The 13th hole 

Brett Overman has a knack for turning bad luck into folding cash. A story of determination, success and the power of golf.

As the old saying goes: Into every life, a little rain must fall.

Whatever old sage first said that wasn't really talking about rain, of course. He was talking about Act of God stuff: fires, floods, tidal waves, earthquakes, hurricanes, tornadoes and all the other things that keep insurance agents awake at night. The little problems of our lives usually roll right off our backs. It's the big things that tend to jut up like thorns when you pass a hand over all your days.

When those Act of God Days come — and they will come eventually for all of us, make no mistake — that's when a guy like Brett Overman is a good friend to have. If Overman was 65 or 70 years old, it might not be all that shocking that he's now on his fourth highly successful business venture — National Disaster Solutions, a 24/7/365 multimillion-dollar outfit that drops into major disaster zones all over America to help communities and property owners pick up the pieces. When you hear that he's only 36, though ... well, it's enough to make the average Joe feel positively useless.

Since he started NDS in 2004, Overman and his crews have haunted those places in America and the Caribbean where others are trying their damndest to get out: New Orleans after Katrina; Haiti after the January 2010 earthquake that reduced most of the country to rubble; Joplin, Mo., after the May 2011 tornado that turned a mile-wide swath of the town to so much nail- and glass-strewn mulch. Disaster has been very good to Overman, helping him buy his dream home in South Florida and befriend everybody from musician Jimmy Buffett to the perpetually-tanned actor George Hamilton. That said, it's not all business to him. He talks quite a bit about the human side of his work; the need to help.

It's hard to speak in praise of a rich man these days, when so many have it so rough, but Brett Overman isn't your typical rich guy. In an America where too much wealth seems to be built upon the air, Overman got his the old fashioned way: sweat, a bit of luck, the gift of gab and a mean game of golf.   
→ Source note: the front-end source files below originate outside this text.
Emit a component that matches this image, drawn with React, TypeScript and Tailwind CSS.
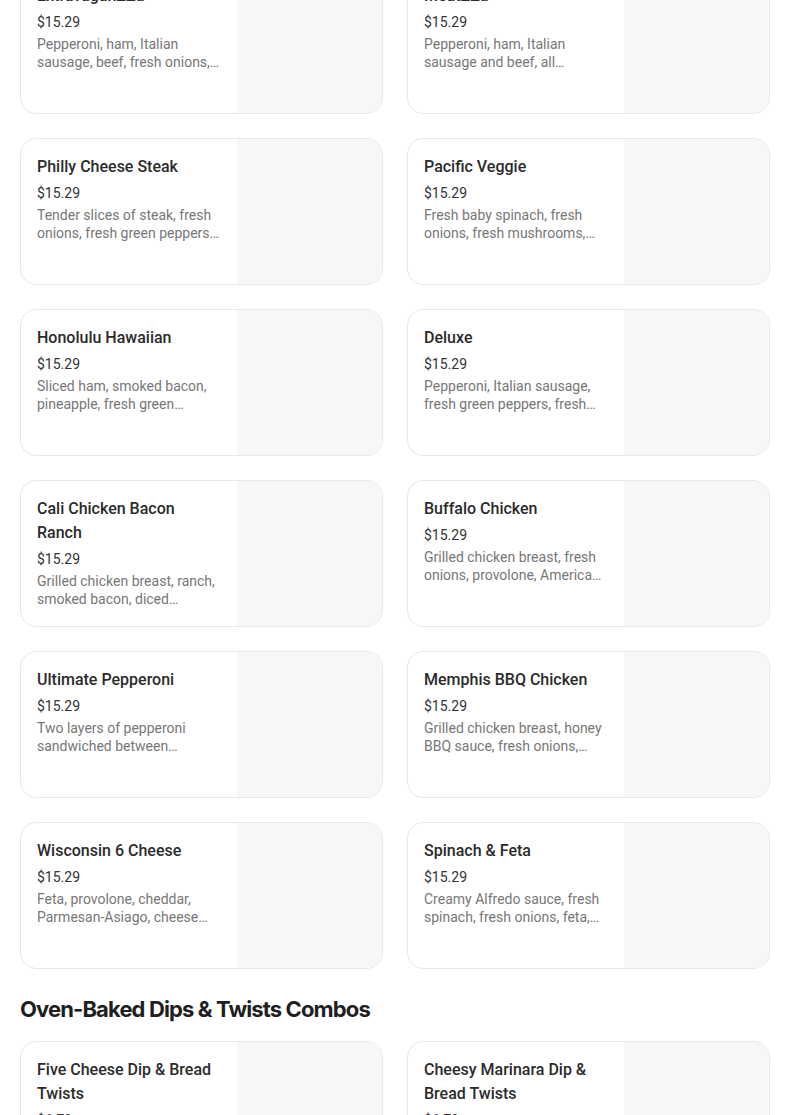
const pizzas = [
  { name: "ExtravaganZZa", price: "$15.29", desc: "Pepperoni, ham, Italian sausage, beef, fresh onions, fresh green peppers, fresh mushrooms and black olives" },
  { name: "MeatZZa", price: "$15.29", desc: "Pepperoni, ham, Italian sausage and beef, all sandwiched between cheese" },
  { name: "Philly Cheese Steak", price: "$15.29", desc: "Tender slices of steak, fresh onions, fresh green peppers, fresh mushrooms, provolone and American cheese" },
  { name: "Pacific Veggie", price: "$15.29", desc: "Fresh baby spinach, fresh onions, fresh mushrooms, tomatoes, black olives, feta, provolone" },
  { name: "Honolulu Hawaiian", price: "$15.29", desc: "Sliced ham, smoked bacon, pineapple, fresh green peppers, provolone and cheese" },
  { name: "Deluxe", price: "$15.29", desc: "Pepperoni, Italian sausage, fresh green peppers, fresh mushrooms and fresh onions" },
  { name: "Cali Chicken Bacon Ranch", price: "$15.29", desc: "Grilled chicken breast, ranch, smoked bacon, diced tomatoes, provolone and cheese" },
  { name: "Buffalo Chicken", price: "$15.29", desc: "Grilled chicken breast, fresh onions, provolone, American cheese, cheddar, buffalo sauce" },
  { name: "Ultimate Pepperoni", price: "$15.29", desc: "Two layers of pepperoni sandwiched between provolone and Parmesan-Asiago cheese" },
  { name: "Memphis BBQ Chicken", price: "$15.29", desc: "Grilled chicken breast, honey BBQ sauce, fresh onions, provolone and cheddar" },
  { name: "Wisconsin 6 Cheese", price: "$15.29", desc: "Feta, provolone, cheddar, Parmesan-Asiago, cheese and oregano" },
  { name: "Spinach & Feta", price: "$15.29", desc: "Creamy Alfredo sauce, fresh spinach, fresh onions, feta, Parmesan-Asiago and provolone" },
];

const combos = [
  { name: "Five Cheese Dip & Bread Twists", price: "$6.79", desc: "Oven-baked five cheese dip with bread twists" },
  { name: "Cheesy Marinara Dip & Bread Twists", price: "$6.79", desc: "Oven-baked cheesy marinara dip with bread twists" },
];

function ItemCard({ item }: { item: { name: string; price: string; desc: string } }) {
  return (
    <div className="flex h-[147px] overflow-hidden rounded-2xl border border-[#e8e8e8] bg-white">
      <div className="w-[216px] shrink-0 px-4 pt-4">
        <div className="text-[16px] font-medium leading-6 text-[#2b2b2b]">{item.name}</div>
        <div className="mt-1 text-[14px] leading-5 text-[#333333]">{item.price}</div>
        <div className="mt-[3px] line-clamp-2 text-[14px] leading-[18px] text-[#777777]">{item.desc}</div>
      </div>
      <div className="flex-1 bg-[#f7f7f7]" />
    </div>
  );
}

export default function App() {
  return (
    <div className="min-h-screen overflow-hidden bg-white" style={{ fontFamily: "Roboto, 'Noto Sans', sans-serif" }}>
      <div className="ml-[20px] -mt-[33px] w-[750px]">
        <div className="grid grid-cols-2 gap-6">
          {pizzas.map((p) => (
            <ItemCard key={p.name} item={p} />
          ))}
        </div>

        <h2
          className="mt-[24px] mb-[16px] text-[22px] font-bold leading-8 tracking-[-0.04em] text-[#1f1f1f]"
          style={{ fontFamily: "Inter, sans-serif" }}
        >
          Oven-Baked Dips &amp; Twists Combos
        </h2>

        <div className="grid grid-cols-2 gap-6">
          {combos.map((p) => (
            <ItemCard key={p.name} item={p} />
          ))}
        </div>
      </div>
    </div>
  );
}
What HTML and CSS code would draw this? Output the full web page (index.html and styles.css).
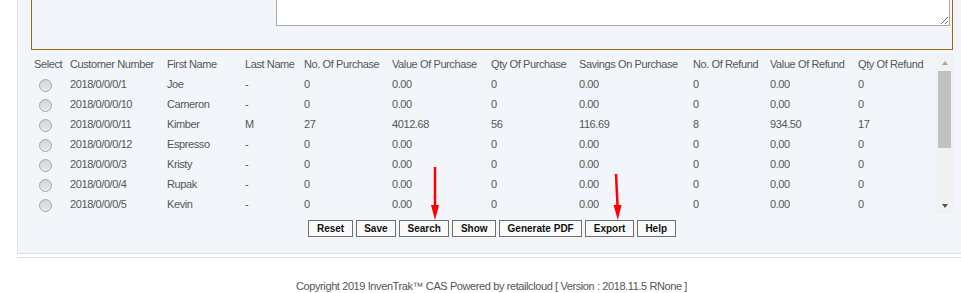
FILE: index.html
```html
<!DOCTYPE html>
<html lang="en">
<head>
    <meta charset="UTF-8">
    <title>Customer Maintenance</title>
    <link rel="stylesheet" href="styles.css">
</head>
<body>
    <div class="page">
        <div class="panel">
            <fieldset class="notes-box">
                <textarea class="notes" name="notes"></textarea>
            </fieldset>
            <div class="grid-wrap">
                <div class="grid-view">
                    <table class="grid">
                        <colgroup>
                            <col class="c-select">
                            <col class="c-number">
                            <col class="c-first">
                            <col class="c-last">
                            <col class="c-nop">
                            <col class="c-vop">
                            <col class="c-qop">
                            <col class="c-sop">
                            <col class="c-nor">
                            <col class="c-vor">
                            <col class="c-qor">
                        </colgroup>
                        <thead>
                            <tr>
                                <th>Select</th>
                                <th>Customer Number</th>
                                <th>First Name</th>
                                <th>Last Name</th>
                                <th>No. Of Purchase</th>
                                <th>Value Of Purchase</th>
                                <th>Qty Of Purchase</th>
                                <th>Savings On Purchase</th>
                                <th>No. Of Refund</th>
                                <th>Value Of Refund</th>
                                <th>Qty Of Refund</th>
                            </tr>
                        </thead>
                        <tbody>
                            <tr><td><input type="radio" name="cust"></td><td>2018/0/0/0/1</td><td>Joe</td><td>-</td><td>0</td><td>0.00</td><td>0</td><td>0.00</td><td>0</td><td>0.00</td><td>0</td></tr>
                            <tr><td><input type="radio" name="cust"></td><td>2018/0/0/0/10</td><td>Cameron</td><td>-</td><td>0</td><td>0.00</td><td>0</td><td>0.00</td><td>0</td><td>0.00</td><td>0</td></tr>
                            <tr><td><input type="radio" name="cust"></td><td>2018/0/0/0/11</td><td>Kimber</td><td>M</td><td>27</td><td>4012.68</td><td>56</td><td>116.69</td><td>8</td><td>934.50</td><td>17</td></tr>
                            <tr><td><input type="radio" name="cust"></td><td>2018/0/0/0/12</td><td>Espresso</td><td>-</td><td>0</td><td>0.00</td><td>0</td><td>0.00</td><td>0</td><td>0.00</td><td>0</td></tr>
                            <tr><td><input type="radio" name="cust"></td><td>2018/0/0/0/3</td><td>Kristy</td><td>-</td><td>0</td><td>0.00</td><td>0</td><td>0.00</td><td>0</td><td>0.00</td><td>0</td></tr>
                            <tr><td><input type="radio" name="cust"></td><td>2018/0/0/0/4</td><td>Rupak</td><td>-</td><td>0</td><td>0.00</td><td>0</td><td>0.00</td><td>0</td><td>0.00</td><td>0</td></tr>
                            <tr><td><input type="radio" name="cust"></td><td>2018/0/0/0/5</td><td>Kevin</td><td>-</td><td>0</td><td>0.00</td><td>0</td><td>0.00</td><td>0</td><td>0.00</td><td>0</td></tr>
                        </tbody>
                    </table>
                </div>
                <div class="vscroll">
                    <div class="vs-btn"><span class="vs-up"></span></div>
                    <div class="vs-track"><div class="vs-thumb"></div></div>
                    <div class="vs-btn"><span class="vs-down"></span></div>
                </div>
            </div>
            <div class="actions">
                <button type="button">Reset</button>
                <button type="button">Save</button>
                <button type="button">Search</button>
                <button type="button">Show</button>
                <button type="button">Generate PDF</button>
                <button type="button">Export</button>
                <button type="button">Help</button>
            </div>
        </div>
        <div class="footer">Copyright 2019 InvenTrak™ CAS Powered by retailcloud [ Version : 2018.11.5 RNone ]</div>
    </div>

    <svg class="markers" width="961" height="293" viewBox="0 0 961 293">
        <line x1="435" y1="167" x2="435" y2="207" stroke="#ff0000" stroke-width="2.5"/>
        <polygon points="431,205 439,205 435,220" fill="#ff0000"/>
        <line x1="616" y1="174" x2="617.6" y2="207" stroke="#ff0000" stroke-width="2.5"/>
        <polygon points="613.5,205 621.5,205 617.8,220" fill="#ff0000"/>
    </svg>
</body>
</html>
```
FILE: styles.css
```css
html {
    overflow: hidden;
}
body {
    margin: 0;
    background-color: #fff;
    font-family: 'Liberation Sans', Arial, sans-serif;
    font-size: 11px;
    letter-spacing: -0.4px;
    color: #555;
}
.page {
    width: 949px;
    margin: -61px 0 0 17px;
}
.panel {
    background-color: #f2f6fa;
    border: 1px solid #dedede;
    border-right: 0;
    padding: 13px 13px 16px 13px;
}
.notes-box {
    margin: 0;
    min-width: 0;
    border: 1px solid #a0680f;
    padding: 10px 2px 23px 0;
}
.notes {
    display: block;
    margin-left: auto;
    width: 674px;
    height: 62px;
    box-sizing: border-box;
    border: 1px solid #a9a9a9;
    background-color: #fff;
    padding: 2px;
}
.grid-wrap {
    display: flex;
    margin-top: 4px;
    height: 160px;
}
.grid-view {
    flex: 1;
    overflow: hidden;
}
.vscroll {
    width: 17px;
    display: flex;
    flex-direction: column;
    background-color: #f1f1f1;
}
.vs-btn {
    height: 17px;
    display: flex;
    align-items: center;
    justify-content: center;
}
.vs-up,
.vs-down {
    width: 0;
    height: 0;
    border-left: 3.5px solid transparent;
    border-right: 3.5px solid transparent;
}
.vs-up {
    border-bottom: 4px solid #a3a3a3;
}
.vs-down {
    border-top: 4px solid #505050;
}
.vs-track {
    flex: 1;
    padding: 0 2px;
}
.vs-thumb {
    height: 77px;
    background-color: #c1c1c1;
}
.grid {
    width: 904px;
    table-layout: fixed;
    border-collapse: collapse;
}
.c-select { width: 36px; }
.c-number { width: 97px; }
.c-first { width: 78px; }
.c-last { width: 59px; }
.c-nop { width: 88px; }
.c-vop { width: 99px; }
.c-qop { width: 88px; }
.c-sop { width: 114px; }
.c-nor { width: 77px; }
.c-vor { width: 88px; }
.c-qor { width: 80px; }
.grid th,
.grid td {
    height: 20px;
    padding: 0 3px;
    text-align: left;
    font-weight: normal;
    white-space: nowrap;
    overflow: hidden;
    color: #555;
}
.grid input[type=radio] {
    -webkit-appearance: none;
    appearance: none;
    width: 13px;
    height: 13px;
    box-sizing: border-box;
    margin: 3px 3px 0 5px;
    border: 1px solid #a8a8a8;
    border-radius: 50%;
    background: linear-gradient(#d4d4d4, #e9e9e9);
    vertical-align: middle;
}
.actions {
    display: flex;
    justify-content: center;
    gap: 3px;
    margin-top: 6px;
}
.actions button {
    height: 17px;
    padding: 0 7.5px;
    border: 1px solid #707070;
    border-radius: 0;
    background-color: #f9f9f9;
    color: #111;
    font-family: 'Liberation Sans', Arial, sans-serif;
    font-size: 10px;
    font-weight: bold;
    letter-spacing: 0;
    line-height: 15px;
}
.footer {
    margin-top: 3px;
    border-top: 1px solid #dedede;
    padding-top: 21px;
    text-align: center;
    line-height: 14px;
    color: #555;
}
.markers {
    position: absolute;
    top: 0;
    left: 0;
    pointer-events: none;
}
```
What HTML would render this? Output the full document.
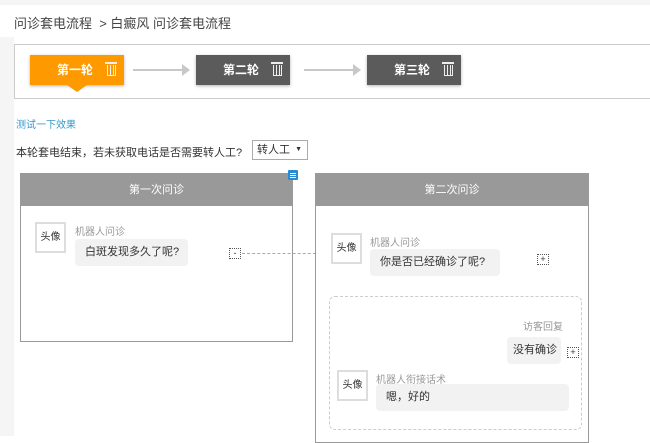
<!DOCTYPE html>
<html><head><meta charset="utf-8"><style>
*{margin:0;padding:0;box-sizing:border-box}
body{width:650px;height:436px;overflow:hidden;background:#fff;font-family:"Liberation Sans","Noto Sans CJK SC",sans-serif;position:relative;color:#333}
.a{position:absolute;white-space:nowrap}
.step{position:absolute;top:55px;width:94px;height:30px;color:#fff;font-size:12px;font-weight:bold;line-height:30px;padding-left:27px;box-shadow:0 1px 3px rgba(0,0,0,.3)}
.step i{position:absolute;right:8px;top:10px;width:9px;height:11px;border:1.5px solid #eee;border-top:none;background:repeating-linear-gradient(90deg,transparent 0 2px,#eee 2px 3px)}
.step i:before{content:"";position:absolute;left:-3px;top:-3px;width:12px;height:2px;background:#eee}
.arr{position:absolute;top:69px;width:50px;height:2px;background:#c8c8c8}
.arr:after{content:"";position:absolute;right:-7px;top:-5px;border-left:8px solid #c8c8c8;border-top:6px solid transparent;border-bottom:6px solid transparent}
.card{position:absolute;border:1px solid #999;background:#fff}
.hd{height:32px;background:#999;color:#fff;font-size:11px;text-align:center;line-height:32px}
.av{position:absolute;width:31px;height:31px;border:2px solid #ddd;font-size:10px;text-align:center;line-height:27px;background:#fff}
.lb{position:absolute;font-size:10px;color:#999;white-space:nowrap}
.bb{position:absolute;background:#f2f2f2;border-radius:4px;font-size:11px;line-height:27px;padding-left:10px;white-space:nowrap;height:27px}
.ic{position:absolute;width:12px;height:11px;border:1px dotted #555;font-size:9px;line-height:8px;text-align:center}
</style></head><body>
<div class="a" style="left:0;top:0;width:650px;height:5px;background:#f5f5f5"></div>
<div class="a" style="left:14px;top:13px;font-size:13px;color:#444">问诊套电流程 &nbsp;&gt; 白癜风 问诊套电流程</div>
<div class="a" style="left:0;top:37px;width:650px;height:399px;background:#f5f5f5"></div>
<div class="a" style="left:14px;top:37px;width:636px;height:399px;background:#fff"></div>
<div class="a" style="left:14px;top:44px;width:640px;height:55px;border:1px solid #ccc;background:#fff"></div>
<div class="step" style="left:30px;background:#f90">第一轮<i></i></div>
<div class="a" style="left:67px;top:85px;border-top:7px solid #f90;border-left:10px solid transparent;border-right:10px solid transparent"></div>
<div class="arr" style="left:133px"></div>
<div class="step" style="left:196px;background:#5b5b5b">第二轮<i></i></div>
<div class="arr" style="left:304px"></div>
<div class="step" style="left:367px;background:#5b5b5b">第三轮<i></i></div>
<div class="a" style="left:16px;top:116px;font-size:10px;color:#3399cc">测试一下效果</div>
<div class="a" style="left:16px;top:144px;font-size:11px">本轮套电结束，若未获取电话是否需要转人工?</div>
<div class="a" style="left:252px;top:140px;width:56px;height:20px;border:1px solid #aaa;font-size:11px;line-height:18px;padding-left:4px">转人工 <span style="position:absolute;right:5px;font-size:7px">▼</span></div>

<div class="card" style="left:20px;top:173px;width:273px;height:169px"><div class="hd">第一次问诊</div></div>
<div class="a" style="left:288px;top:170px;width:10px;height:10px;background:#2a8ad4;border-radius:1px"></div>
<div class="a" style="left:290px;top:173px;width:6px;height:1px;background:#fff;box-shadow:0 2px #fff,0 4px #fff"></div>
<div class="av" style="left:35px;top:222px">头像</div>
<div class="lb" style="left:75px;top:223px">机器人问诊</div>
<div class="bb" style="left:75px;top:239px;width:113px">白斑发现多久了呢?</div>
<div class="ic" style="left:229px;top:248px">-</div>
<div class="a" style="left:242px;top:253px;width:84px;border-top:1px dashed #aaa"></div>
<div class="a" style="left:323px;top:247px;font-size:9px;color:#999">&gt;</div>

<div class="card" style="left:315px;top:173px;width:274px;height:270px"><div class="hd">第二次问诊</div></div>
<div class="av" style="left:331px;top:233px">头像</div>
<div class="lb" style="left:370px;top:234px">机器人问诊</div>
<div class="bb" style="left:370px;top:249px;width:130px">你是否已经确诊了呢?</div>
<div class="ic" style="left:537px;top:254px">+</div>
<div class="a" style="left:329px;top:296px;width:253px;height:134px;border:1px dashed #ccc;border-radius:6px"></div>
<div class="lb" style="left:523px;top:318px">访客回复</div>
<div class="bb" style="left:507px;top:337px;width:54px;padding-left:6px">没有确诊</div>
<div class="ic" style="left:567px;top:347px">+</div>
<div class="av" style="left:337px;top:370px">头像</div>
<div class="lb" style="left:376px;top:371px">机器人衔接话术</div>
<div class="bb" style="left:376px;top:384px;width:193px">嗯，好的</div>
</body></html>
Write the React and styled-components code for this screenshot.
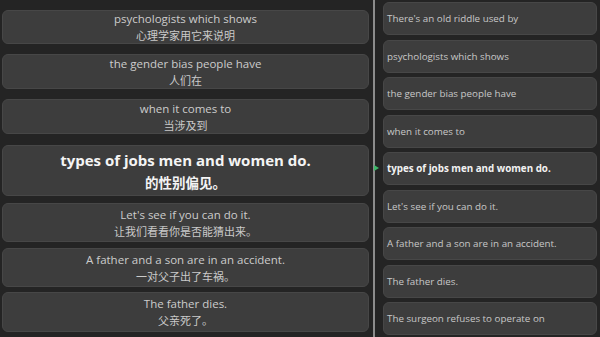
import React from "react";
import styled, { createGlobalStyle } from "styled-components";

const Global = createGlobalStyle`
  html, body { margin: 0; padding: 0; background: #242424; }
  body { font-family: "Open Sans", "Noto Sans CJK SC", sans-serif; }
`;

const Screen = styled.div`
  width: 600px;
  height: 337px;
  display: flex;
  background: #242424;
  overflow: hidden;
`;

const LeftPanel = styled.div`
  width: 367px;
  padding: 0 2px 0 2px;
  display: flex;
  flex-direction: column;
`;

const SubCard = styled.div`
  margin-top: ${(p) => p.$mt}px;
  height: ${(p) => p.$h}px;
  box-sizing: border-box;
  background: #3d3d3d;
  border: 1px solid #474747;
  border-radius: 6px;
  display: flex;
  flex-direction: column;
  align-items: center;
  justify-content: center;
  gap: ${(p) => (p.$active ? 2 : 0)}px;
`;

const EnLine = styled.div`
  font-size: ${(p) => (p.$active ? 15 : 11.5)}px;
  font-weight: ${(p) => (p.$active ? 700 : 400)};
  color: ${(p) => (p.$active ? "#f4f4f4" : "#cccccc")};
  line-height: ${(p) => (p.$active ? 20 : 16)}px;
  white-space: nowrap;
`;

const ZhLine = styled.div`
  font-family: "Noto Sans CJK SC", sans-serif;
  font-size: ${(p) => (p.$active ? 13.5 : 11)}px;
  font-weight: ${(p) => (p.$active ? 700 : 400)};
  color: ${(p) => (p.$active ? "#f4f4f4" : "#cacaca")};
  line-height: ${(p) => (p.$active ? 20 : 16)}px;
  white-space: nowrap;
`;

const Divider = styled.div`
  width: 2px;
  margin-left: 2px;
  background: #8c8c8c;
`;

const RightPanel = styled.div`
  flex: 1;
  padding: 2px 3px 0 8px;
  display: flex;
  flex-direction: column;
  gap: 4.5px;
`;

const Row = styled.div`
  position: relative;
  height: 33px;
  flex: none;
  box-sizing: border-box;
  background: #3d3d3d;
  border: 1px solid #474747;
  border-radius: 6px;
  display: flex;
  align-items: center;
  padding-left: 3px;
  font-size: 9.8px;
  font-weight: ${(p) => (p.$active ? 700 : 400)};
  color: ${(p) => (p.$active ? "#f2f2f2" : "#c8c8c8")};
  white-space: nowrap;
`;

const Marker = styled.div`
  position: absolute;
  left: -10px;
  top: 50%;
  margin-top: -3.5px;
  width: 0;
  height: 0;
  border-top: 3.5px solid transparent;
  border-bottom: 3.5px solid transparent;
  border-left: 5px solid #3fb86a;
`;

const subs = [
  { en: "psychologists which shows", zh: "心理学家用它来说明", mt: 10, h: 34 },
  { en: "the gender bias people have", zh: "人们在", mt: 10, h: 35 },
  { en: "when it comes to", zh: "当涉及到", mt: 10, h: 35 },
  { en: "types of jobs men and women do.", zh: "的性别偏见。", mt: 11, h: 51, active: true },
  { en: "Let's see if you can do it.", zh: "让我们看看你是否能猜出来。", mt: 7, h: 39 },
  { en: "A father and a son are in an accident.", zh: "一对父子出了车祸。", mt: 6, h: 39 },
  { en: "The father dies.", zh: "父亲死了。", mt: 5, h: 40 },
];

const lines = [
  "There's an old riddle used by",
  "psychologists which shows",
  "the gender bias people have",
  "when it comes to",
  "types of jobs men and women do.",
  "Let's see if you can do it.",
  "A father and a son are in an accident.",
  "The father dies.",
  "The surgeon refuses to operate on",
];

export default function App() {
  return (
    <>
      <Global />
      <Screen>
        <LeftPanel>
          {subs.map((s, i) => (
            <SubCard key={i} $mt={s.mt} $h={s.h} $active={s.active}>
              <EnLine $active={s.active}>{s.en}</EnLine>
              <ZhLine $active={s.active}>{s.zh}</ZhLine>
            </SubCard>
          ))}
        </LeftPanel>
        <Divider />
        <RightPanel>
          {lines.map((l, i) => (
            <Row key={i} $active={i === 4}>
              {i === 4 && <Marker />}
              {l}
            </Row>
          ))}
        </RightPanel>
      </Screen>
    </>
  );
}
If there's such a thing as a born businessman, Brett Overman might qualify as a child prodigy. Brett's parents, Pat and Ben Overman, said that when he was a boy, their only son had a head for business that surprised even them. At an age when other kids were spending their allowance on comic books and baseball cards, Brett was asking his mother for books on sales and marketing.  He set up lemonade stands, and later started buying trinkets in bulk and selling those. In elementary school, he got a job picking strawberries in his small hometown of Caraway (35 miles northeast of Jonesboro), negotiated a price with the farmer, then hired other kids as subcontractors to do the actual picking. Rather than mow a few lawns during the summer for spending money, Brett turned it into a business.

"He was going around town getting jobs to mow yards," Ben Overman said. "When we checked, Brett was getting the jobs, and then having all his friends bring their mowers over and mow the grass. He'd give them half the money. They'd use their mowers and gas, and he'd get the jobs."

"I was never really afraid to work," Brett said. "In that, I was different — probably a little out there and weird. I didn't do normal things as a kid, I'll be the first to say."